Friday, April 18, 2008

The City of Heroes

1.

On the bus to Cartagena I am still the only gringo in the whole world and I get attention accordingly. The army officer, smiling and joking with everyone, finds my Finnish passport hilarious. "Él es gringo", shouts someone as an explanation, when the officer wakes me up and, disoriented, I mumble back a greeting in a mix of portuguese and spanish. Apparently it is these tiny details that make the gringo so funny. But the high-spirited officer seems to make the whole situation of the Colombian armed conflict and the constant risk of bus robberies somehow less threatening, and right now we are all very grateful for him being there, political issues aside.

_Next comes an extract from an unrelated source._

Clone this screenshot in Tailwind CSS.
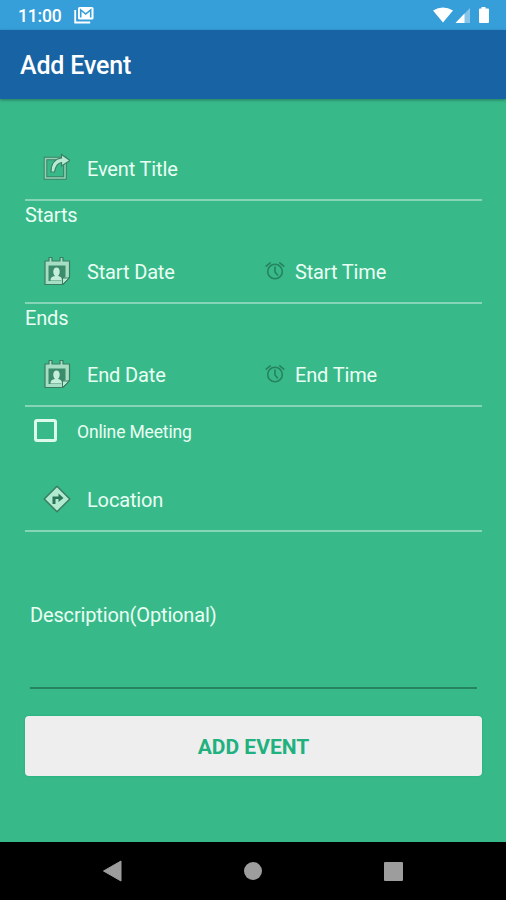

At the border, the walls of the immigration office were filled with posters promising rewards for tips leading to capture of FARC-terrorists. The more important man, the fatter the reward and the bigger the mugshot. A somewhat unclear photo of recently killed FARC-leader Raul Reyes and a few of the smaller crooks had a red X drawn over them. Meanwhile in Caracas, the walls were announcing their love to Reyes: memorial slogans thrown on every surface, a stencil of his face on a Coca-Cola-truck, along with a message, short and clear: "Mata Columbianos!" (But no matter the political stances, this continent won´t give up on Coca-Cola. Even the socialist revolution is fuelled with Coke. "Argentina produces the best meat in the world and some of the best wines in the world, but the Argentinians, they eat the meat with the Coke and mix the wines with the Coke", a friend in Buenos Aires sighed one evening a hundred years ago, when we were gathered for a dinner in his strangly sad but homely apartment on Corrientes, high above the rooftops of the city, and a tropical thunderstorm was raging all around us.)

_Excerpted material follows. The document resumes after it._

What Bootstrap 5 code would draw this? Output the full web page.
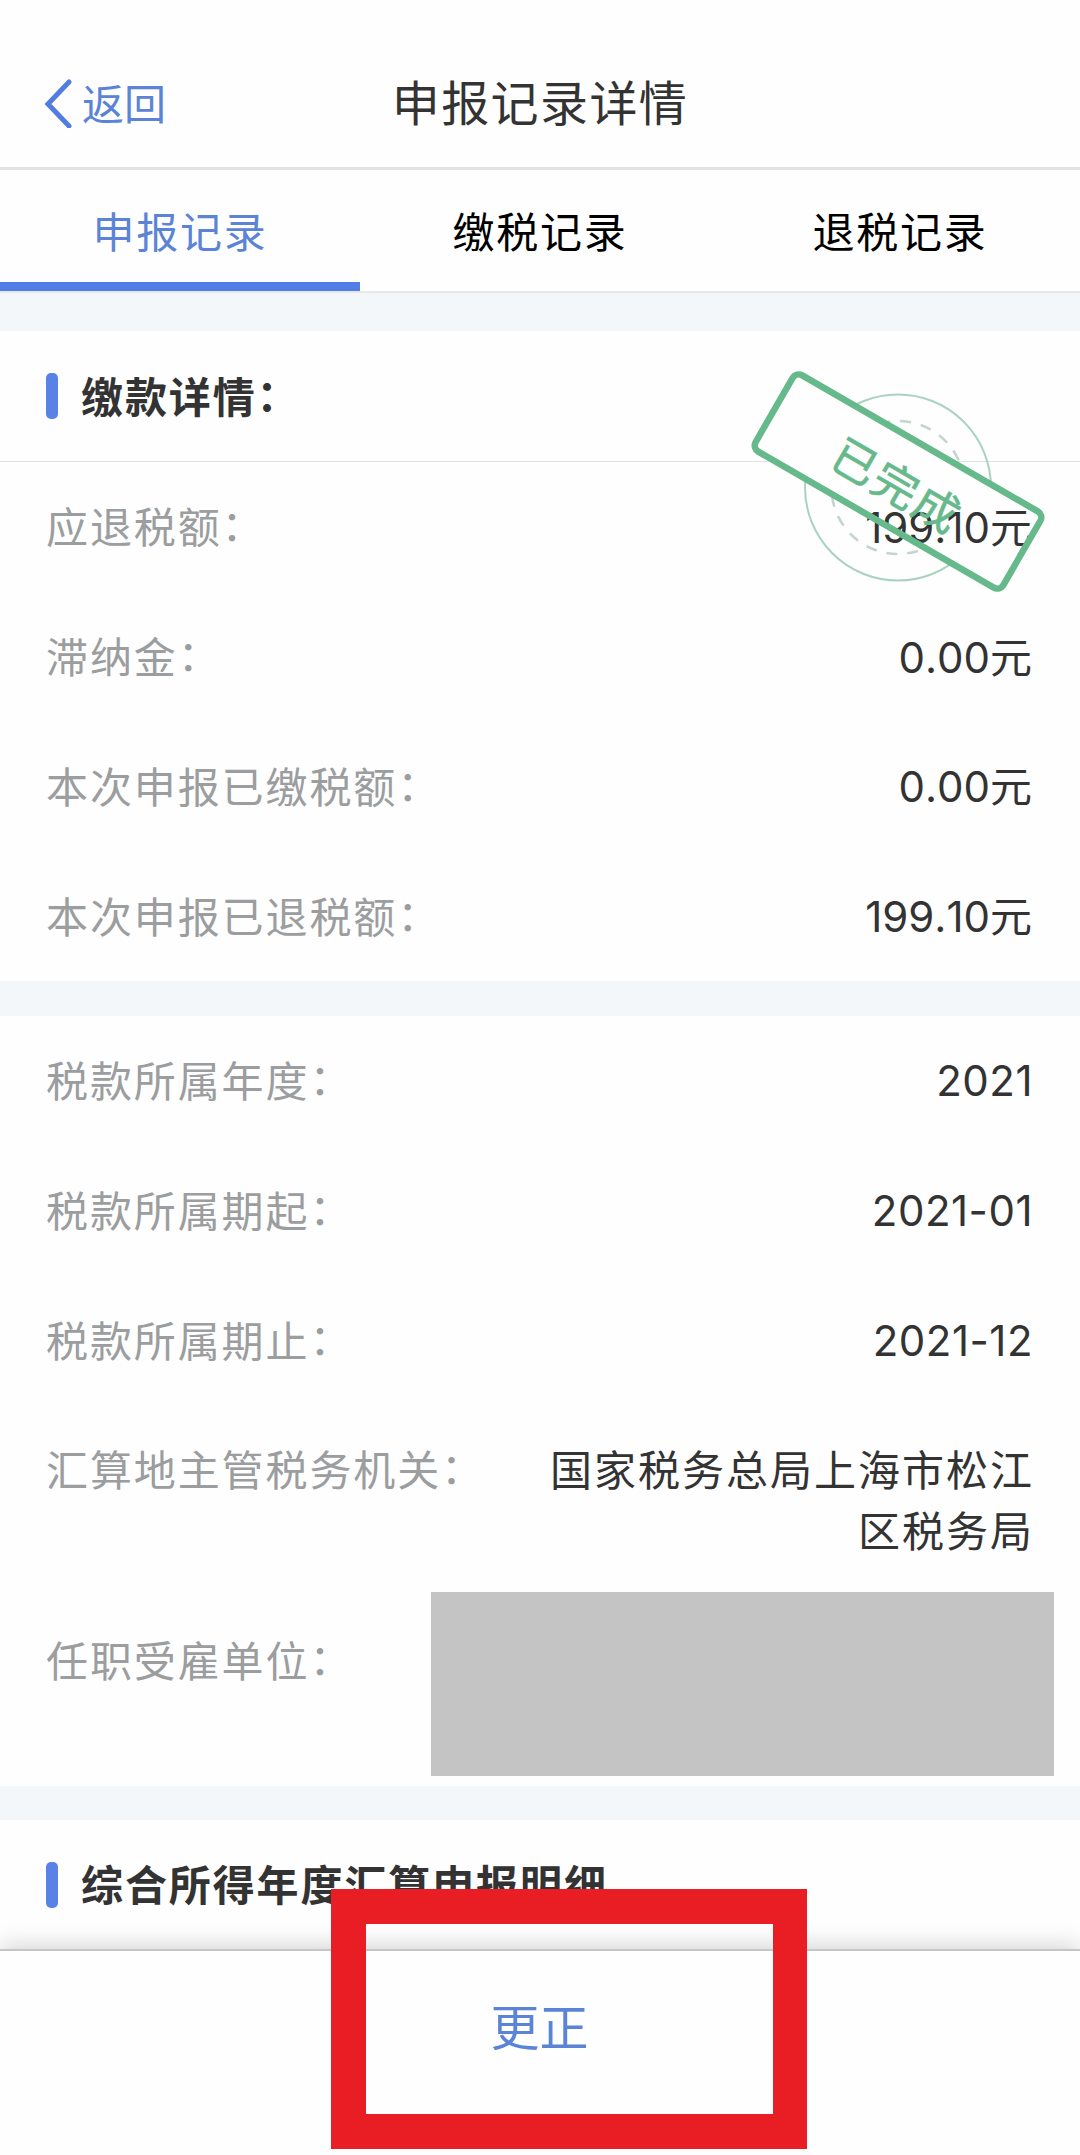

Other sights along the way: A lay preacher, furious, is screaming the Word at a busstop, veins throbbing in his arms that are desperately gripping a Bible against his chest like a drowning man might be hanging to a shard of driftwood, while I am trying to explain the Finnish weather and seasons to another highly interested and amazed local. How is it possible to sleep if the sun doesn´t set in the summer? (It all started, as usual, with following sentence: "¿Finlandia? ¿Es muy frio, no?") The roadside is a somewhat African sight, littered with a colorful mosaic of thrash. Motorbikes loaded with exotic, unknown fruits. Boys riding skeletal mules.

2.

And then Cartagena de Indias, Ciudad Heroica. Basic facts from a travel guide: founded in 1533, Cartagena quickly flourished into the main Spanish outpost in South America, a port for African slaves and gold looted from the continent, and a hub between Europe, Caribbean and South-America. Riches piled into the city, waiting for shipping to Spain, which attracted a number of fierce pirate attacks. After the most famous one, launched by the legendary English corsair Sir Francis Drake, the city underwent heavy fortification and during two centuries, a thick walls were built to protect it. Today, the old city is still incredibly well-preserved and Cartagena has become a trendy tourist resort, main Colombian port and a city of nearly one million inhabitants. Despite it's somewhat touristy atmosphere, it is a beautiful city with a rich mix of the black, spanish and indigenous cultures.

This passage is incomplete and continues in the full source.